═════ MATERIAL FOR THE TASK ═════

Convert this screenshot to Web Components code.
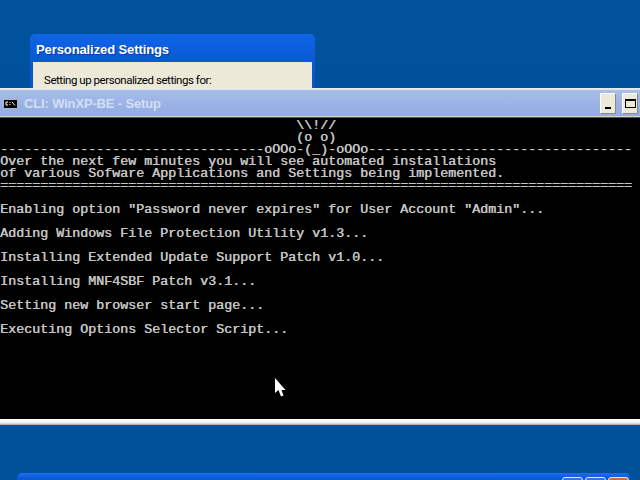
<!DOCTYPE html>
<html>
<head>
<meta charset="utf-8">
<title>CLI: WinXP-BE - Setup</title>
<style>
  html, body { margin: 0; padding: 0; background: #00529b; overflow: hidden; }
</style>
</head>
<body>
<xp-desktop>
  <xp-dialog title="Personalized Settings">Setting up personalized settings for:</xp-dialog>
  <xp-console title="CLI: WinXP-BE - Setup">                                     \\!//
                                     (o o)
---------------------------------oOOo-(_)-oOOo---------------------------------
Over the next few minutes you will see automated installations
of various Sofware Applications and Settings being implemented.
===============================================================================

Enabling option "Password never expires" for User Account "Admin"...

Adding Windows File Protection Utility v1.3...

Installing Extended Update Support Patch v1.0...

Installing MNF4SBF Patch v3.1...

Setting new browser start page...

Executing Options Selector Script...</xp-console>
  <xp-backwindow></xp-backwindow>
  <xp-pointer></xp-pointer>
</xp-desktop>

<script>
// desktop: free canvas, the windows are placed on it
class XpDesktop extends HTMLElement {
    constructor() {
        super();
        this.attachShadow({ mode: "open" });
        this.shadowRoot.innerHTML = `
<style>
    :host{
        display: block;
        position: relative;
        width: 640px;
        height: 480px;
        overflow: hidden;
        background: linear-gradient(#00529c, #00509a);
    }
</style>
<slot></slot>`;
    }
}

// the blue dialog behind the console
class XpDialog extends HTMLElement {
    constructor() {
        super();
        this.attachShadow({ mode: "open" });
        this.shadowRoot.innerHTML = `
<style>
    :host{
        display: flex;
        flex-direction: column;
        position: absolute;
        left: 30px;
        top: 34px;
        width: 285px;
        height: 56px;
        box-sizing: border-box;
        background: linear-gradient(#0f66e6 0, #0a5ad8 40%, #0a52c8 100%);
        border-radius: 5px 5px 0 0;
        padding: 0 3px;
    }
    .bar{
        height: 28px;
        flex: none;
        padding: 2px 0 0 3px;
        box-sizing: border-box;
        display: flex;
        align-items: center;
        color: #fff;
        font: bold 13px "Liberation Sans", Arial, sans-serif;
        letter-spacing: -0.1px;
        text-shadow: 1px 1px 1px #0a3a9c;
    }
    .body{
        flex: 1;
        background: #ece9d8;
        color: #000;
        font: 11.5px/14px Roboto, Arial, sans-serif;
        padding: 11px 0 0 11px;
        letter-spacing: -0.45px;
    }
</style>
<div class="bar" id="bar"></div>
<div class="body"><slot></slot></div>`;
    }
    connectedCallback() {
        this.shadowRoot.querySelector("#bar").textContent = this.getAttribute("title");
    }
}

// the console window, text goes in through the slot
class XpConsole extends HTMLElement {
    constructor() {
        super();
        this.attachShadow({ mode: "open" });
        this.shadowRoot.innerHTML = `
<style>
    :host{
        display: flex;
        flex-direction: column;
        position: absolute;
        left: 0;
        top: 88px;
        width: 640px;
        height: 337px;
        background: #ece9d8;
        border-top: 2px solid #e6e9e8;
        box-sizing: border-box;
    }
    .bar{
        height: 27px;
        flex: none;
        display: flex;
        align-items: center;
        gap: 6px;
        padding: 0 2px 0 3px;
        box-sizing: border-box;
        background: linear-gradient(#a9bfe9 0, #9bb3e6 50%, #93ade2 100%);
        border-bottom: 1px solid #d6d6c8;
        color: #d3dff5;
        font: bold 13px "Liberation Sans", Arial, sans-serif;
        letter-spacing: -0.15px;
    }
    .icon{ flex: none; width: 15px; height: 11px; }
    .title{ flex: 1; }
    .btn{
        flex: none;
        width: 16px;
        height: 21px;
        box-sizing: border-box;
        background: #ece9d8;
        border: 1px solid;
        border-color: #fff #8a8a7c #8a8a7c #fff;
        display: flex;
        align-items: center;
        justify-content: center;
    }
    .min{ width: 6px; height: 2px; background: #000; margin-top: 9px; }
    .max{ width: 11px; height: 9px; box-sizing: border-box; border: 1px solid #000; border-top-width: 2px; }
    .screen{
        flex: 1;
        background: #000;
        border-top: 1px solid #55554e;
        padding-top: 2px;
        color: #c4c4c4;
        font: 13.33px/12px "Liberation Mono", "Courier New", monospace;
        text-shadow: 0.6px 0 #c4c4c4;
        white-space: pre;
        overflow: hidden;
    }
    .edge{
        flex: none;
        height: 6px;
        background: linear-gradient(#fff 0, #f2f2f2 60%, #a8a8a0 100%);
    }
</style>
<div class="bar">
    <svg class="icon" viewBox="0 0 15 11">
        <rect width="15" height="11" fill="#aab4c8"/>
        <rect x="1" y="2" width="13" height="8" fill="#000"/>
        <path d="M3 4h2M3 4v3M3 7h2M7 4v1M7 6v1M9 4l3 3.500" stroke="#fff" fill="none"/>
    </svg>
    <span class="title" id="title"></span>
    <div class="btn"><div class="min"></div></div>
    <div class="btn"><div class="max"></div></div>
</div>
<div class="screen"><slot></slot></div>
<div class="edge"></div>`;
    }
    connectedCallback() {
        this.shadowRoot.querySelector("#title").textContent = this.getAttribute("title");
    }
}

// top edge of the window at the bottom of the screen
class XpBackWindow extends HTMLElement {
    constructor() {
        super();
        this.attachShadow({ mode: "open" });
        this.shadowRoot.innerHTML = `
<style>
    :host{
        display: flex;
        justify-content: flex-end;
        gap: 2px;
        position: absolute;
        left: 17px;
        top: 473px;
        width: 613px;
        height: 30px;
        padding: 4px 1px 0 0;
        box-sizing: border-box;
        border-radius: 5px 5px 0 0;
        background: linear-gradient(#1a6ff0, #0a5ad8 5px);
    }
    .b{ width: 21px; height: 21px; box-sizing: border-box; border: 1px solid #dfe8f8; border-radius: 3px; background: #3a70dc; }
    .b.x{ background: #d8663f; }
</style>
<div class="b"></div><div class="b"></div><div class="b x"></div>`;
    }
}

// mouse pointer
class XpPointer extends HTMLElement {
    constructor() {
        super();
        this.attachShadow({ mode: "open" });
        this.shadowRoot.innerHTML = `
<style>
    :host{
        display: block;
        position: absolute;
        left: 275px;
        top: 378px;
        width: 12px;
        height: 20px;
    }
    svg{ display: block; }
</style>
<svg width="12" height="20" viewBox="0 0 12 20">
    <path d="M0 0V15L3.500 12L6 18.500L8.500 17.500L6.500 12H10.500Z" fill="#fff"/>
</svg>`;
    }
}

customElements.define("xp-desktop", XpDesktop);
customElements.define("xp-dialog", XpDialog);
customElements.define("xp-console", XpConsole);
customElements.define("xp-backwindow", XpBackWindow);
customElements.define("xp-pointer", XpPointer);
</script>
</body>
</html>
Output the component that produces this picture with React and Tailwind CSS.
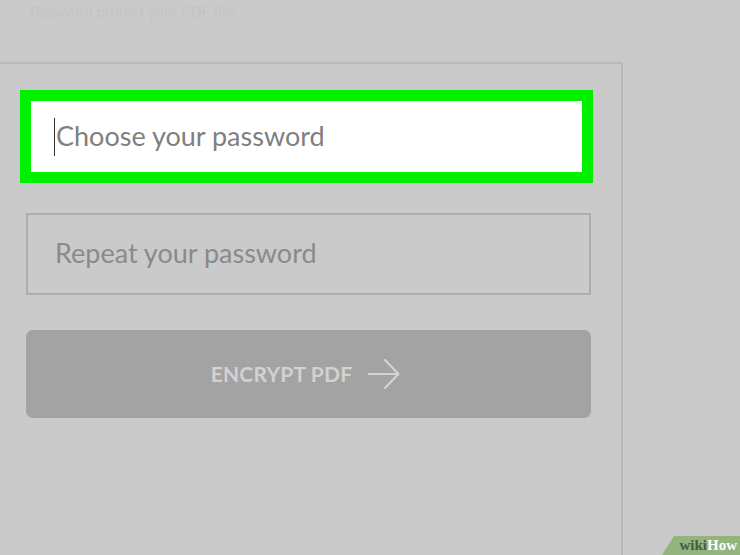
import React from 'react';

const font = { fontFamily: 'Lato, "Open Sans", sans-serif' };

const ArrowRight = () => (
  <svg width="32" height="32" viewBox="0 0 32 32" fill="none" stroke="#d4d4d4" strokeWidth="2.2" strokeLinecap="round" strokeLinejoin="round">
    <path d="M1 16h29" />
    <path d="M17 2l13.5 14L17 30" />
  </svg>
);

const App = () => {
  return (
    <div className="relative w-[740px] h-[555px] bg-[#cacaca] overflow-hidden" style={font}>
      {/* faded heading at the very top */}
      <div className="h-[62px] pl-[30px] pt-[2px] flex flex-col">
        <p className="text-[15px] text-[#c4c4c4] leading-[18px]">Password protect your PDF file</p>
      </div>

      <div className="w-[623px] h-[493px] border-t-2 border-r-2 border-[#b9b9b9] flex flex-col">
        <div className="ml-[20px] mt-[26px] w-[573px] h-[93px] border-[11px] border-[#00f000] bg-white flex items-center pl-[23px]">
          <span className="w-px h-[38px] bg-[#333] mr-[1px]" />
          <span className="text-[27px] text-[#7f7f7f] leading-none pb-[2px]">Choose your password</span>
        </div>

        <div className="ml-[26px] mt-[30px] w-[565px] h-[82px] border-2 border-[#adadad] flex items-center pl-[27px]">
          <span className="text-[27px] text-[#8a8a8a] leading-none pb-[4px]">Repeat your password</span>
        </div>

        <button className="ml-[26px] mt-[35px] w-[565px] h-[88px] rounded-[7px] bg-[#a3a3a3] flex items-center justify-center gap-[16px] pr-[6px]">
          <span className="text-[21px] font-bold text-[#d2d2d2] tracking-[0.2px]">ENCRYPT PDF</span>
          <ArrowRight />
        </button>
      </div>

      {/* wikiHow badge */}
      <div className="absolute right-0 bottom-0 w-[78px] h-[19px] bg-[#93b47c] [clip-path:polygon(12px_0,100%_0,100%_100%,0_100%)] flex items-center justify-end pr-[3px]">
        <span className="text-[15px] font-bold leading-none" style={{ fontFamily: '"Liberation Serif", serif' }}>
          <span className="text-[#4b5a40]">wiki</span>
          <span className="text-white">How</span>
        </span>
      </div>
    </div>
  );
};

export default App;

═════

| GOAL |
With the pictures left out, restate word for word every line of the data above, from the first down to the line that contains "</xp-desktop>".

| EXERCISE ANSWER |
Convert this screenshot to Web Components code.
<!DOCTYPE html>
<html>
<head>
<meta charset="utf-8">
<title>CLI: WinXP-BE - Setup</title>
<style>
  html, body { margin: 0; padding: 0; background: #00529b; overflow: hidden; }
</style>
</head>
<body>
<xp-desktop>
  <xp-dialog title="Personalized Settings">Setting up personalized settings for:</xp-dialog>
  <xp-console title="CLI: WinXP-BE - Setup">                                     \\!//
                                     (o o)
---------------------------------oOOo-(_)-oOOo---------------------------------
Over the next few minutes you will see automated installations
of various Sofware Applications and Settings being implemented.
===============================================================================

Enabling option "Password never expires" for User Account "Admin"...

Adding Windows File Protection Utility v1.3...

Installing Extended Update Support Patch v1.0...

Installing MNF4SBF Patch v3.1...

Setting new browser start page...

Executing Options Selector Script...</xp-console>
  <xp-backwindow></xp-backwindow>
  <xp-pointer></xp-pointer>
</xp-desktop>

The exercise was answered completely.